We detail innovation at both the Bluetooth stack and multi-anchor system architecture levels, using automotive digital key car access systems as a representative use case. The paper also presents performance metrics based on connection handover implementation using Texas Instruments Bluetooth LE devices and software stack.

Presenter: Rudi Latuske | OpenSynergy GmbH

The new channel sounding feature in the latest Bluetooth® Core v6.0 is evolving the Bluetooth Low Energy stack into a security platform for developing precise real-time localization applications. This paper examines channel sounding together with the used distance measurement methods Phase Based Ranging (PBR) and Round Trip Timing (RTT). A detailed overview on these methods and their operation, radio controller and Host Controller Interface (HCI) extensions is provided, covering the deep integration of certain timing and RF features in controller and host stack based on methods for precise presence detection and distance measurement, as well as direction determination using angle of arrival and angle of departure (AoA/AoD) measurement methods. The Bluetooth configuration and function of devices such as mobile phones, tablets, IoT sensor and tags including PHY channels (1 and 2 Mbit/s) and antenna configurations will be explained as well.

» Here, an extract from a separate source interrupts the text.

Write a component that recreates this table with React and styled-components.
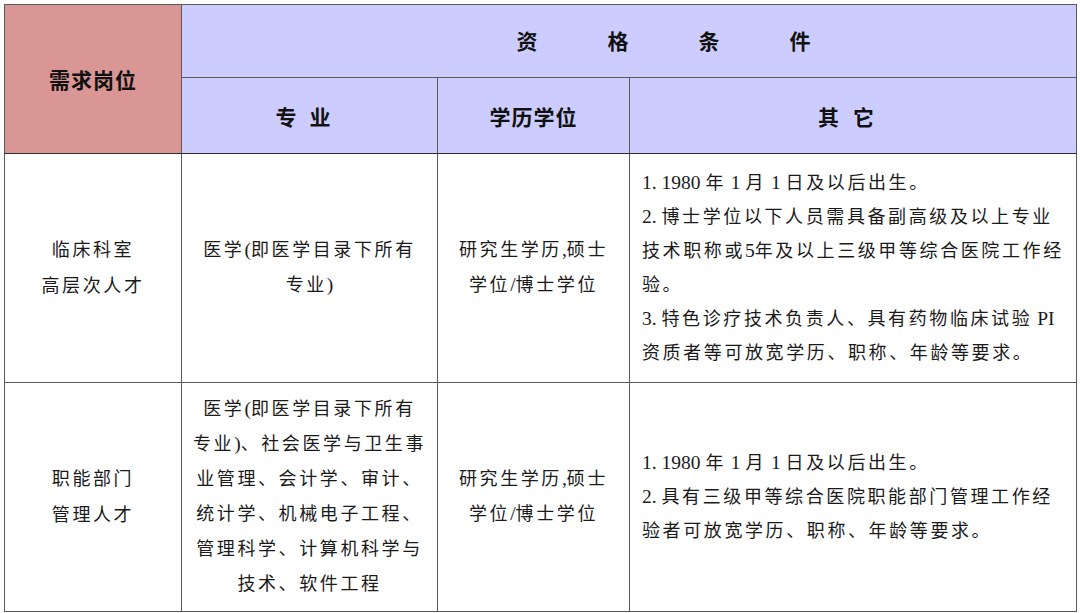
import styled, { createGlobalStyle } from "styled-components";

const GlobalStyle = createGlobalStyle`
  html, body {
    margin: 0;
    padding: 0;
    background: #ffffff;
  }
`;

const Page = styled.div`
  padding: 4px;
  width: 1080px;
  box-sizing: border-box;
`;

const Table = styled.table`
  width: 1072px;
  border-collapse: collapse;
  table-layout: fixed;
  border-left: 1px solid #3a3a3a;
  border-right: 1px solid #3a3a3a;
  border-top: 1px solid #9a9a9a;
  border-bottom: 1px solid #a8a8a8;
`;

const HeadCell = styled.th`
  background: ${p => (p.$tone === "red" ? "#d99694" : "#ccccff")};
  border: 1px solid #5a5a5a;
  border-bottom-color: ${p => (p.$dark ? "#2e2e2e" : "#5a5a5a")};
  height: ${p => p.$h}px;
  padding: 0;
  font-family: "Noto Sans CJK SC", "Liberation Sans", sans-serif;
  font-weight: 700;
  font-size: 21px;
  color: #111;
  letter-spacing: ${p => p.$spacing || 1}px;
  text-align: center;
  vertical-align: middle;
`;

const SpreadTitle = styled.div`
  display: flex;
  justify-content: center;
  gap: 69px;
  padding-left: 70px;
  padding-bottom: 2px;
`;

const Cell = styled.td`
  border: 1px solid #5a5a5a;
  border-top-color: ${p => (p.$dark ? "#2e2e2e" : "#5a5a5a")};
  height: ${p => p.$h}px;
  padding: ${p => (p.$left ? "0 8px 5px 12px" : "0 6px 5px")};
  font-family: "Noto Sans CJK SC", "Liberation Serif", sans-serif;
  font-size: 18px;
  letter-spacing: 2.6px;
  color: #1a1a1a;
  text-align: ${p => (p.$left ? "left" : "center")};
  vertical-align: middle;
  white-space: nowrap;
`;

const Line = styled.div`
  height: ${p => p.$lh || 34}px;
  line-height: ${p => p.$lh || 34}px;
`;

const Latin = styled.span`
  font-family: "Liberation Serif", serif;
  font-size: 19.5px;
  line-height: 1;
  letter-spacing: 0;
`;

const rows = [
  {
    post: ["临床科室", "高层次人才"],
    major: ["医学(即医学目录下所有", "专业)"],
    degree: ["研究生学历,硕士", "学位/博士学位"],
    other: [
      "1. 1980 年 1 月 1 日及以后出生。",
      "2. 博士学位以下人员需具备副高级及以上专业",
      "技术职称或5年及以上三级甲等综合医院工作经",
      "验。",
      "3. 特色诊疗技术负责人、具有药物临床试验 PI",
      "资质者等可放宽学历、职称、年龄等要求。",
    ],
  },
  {
    post: ["职能部门", "管理人才"],
    major: [
      "医学(即医学目录下所有",
      "专业)、社会医学与卫生事",
      "业管理、会计学、审计、",
      "统计学、机械电子工程、",
      "管理科学、计算机科学与",
      "技术、软件工程",
    ],
    degree: ["研究生学历,硕士", "学位/博士学位"],
    other: [
      "1. 1980 年 1 月 1 日及以后出生。",
      "2. 具有三级甲等综合医院职能部门管理工作经",
      "验者可放宽学历、职称、年龄等要求。",
    ],
  },
];

// ascii runs (digits, brackets, PI) get the serif face without the CJK tracking
function mixed(text) {
  return text.split(/([\x20-\x7e]+)/).map((part, i) =>
    i % 2 ? <Latin key={i}>{part}</Latin> : part
  );
}

function Lines({ items, lh }) {
  return items.map((text, i) => (
    <Line key={i} $lh={lh}>
      {mixed(text)}
    </Line>
  ));
}

export default function App() {
  return (
    <>
      <GlobalStyle />
      <Page>
        <Table>
          <colgroup>
            <col style={{ width: 177 }} />
            <col style={{ width: 256 }} />
            <col style={{ width: 192 }} />
            <col style={{ width: 447 }} />
          </colgroup>
          <thead>
            <tr>
              <HeadCell rowSpan={2} $tone="red" $dark $h={72}>
                需求岗位
              </HeadCell>
              <HeadCell colSpan={3} $h={72}>
                <SpreadTitle>
                  <span>资</span>
                  <span>格</span>
                  <span>条</span>
                  <span>件</span>
                </SpreadTitle>
              </HeadCell>
            </tr>
            <tr>
              <HeadCell $dark $h={75} $spacing={13}>
                专业
              </HeadCell>
              <HeadCell $dark $h={75}>
                学历学位
              </HeadCell>
              <HeadCell $dark $h={75} $spacing={14}>
                其它
              </HeadCell>
            </tr>
          </thead>
          <tbody>
            {rows.map((row, i) => (
              <tr key={i}>
                <Cell $dark={i === 0} $h={223}>
                  <Lines items={row.post} lh={36} />
                </Cell>
                <Cell $dark={i === 0} $h={223}>
                  <Lines items={row.major} lh={35} />
                </Cell>
                <Cell $dark={i === 0} $h={223}>
                  <Lines items={row.degree} lh={35} />
                </Cell>
                <Cell $dark={i === 0} $h={223} $left>
                  <Lines items={row.other} lh={34} />
                </Cell>
              </tr>
            ))}
          </tbody>
        </Table>
      </Page>
    </>
  );
}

In addition, the security characteristics of channel sounding and their use in various devices and applications will be analyzed, and an automotive secure key-less access system is used as an example of secure link setup to enable reliable verification of authorized key fobs. This includes discussion of the necessary interfaces, protection mechanisms, and design principles for secure Bluetooth LE localization applications in automotive, industrial, and smart access systems are discussed.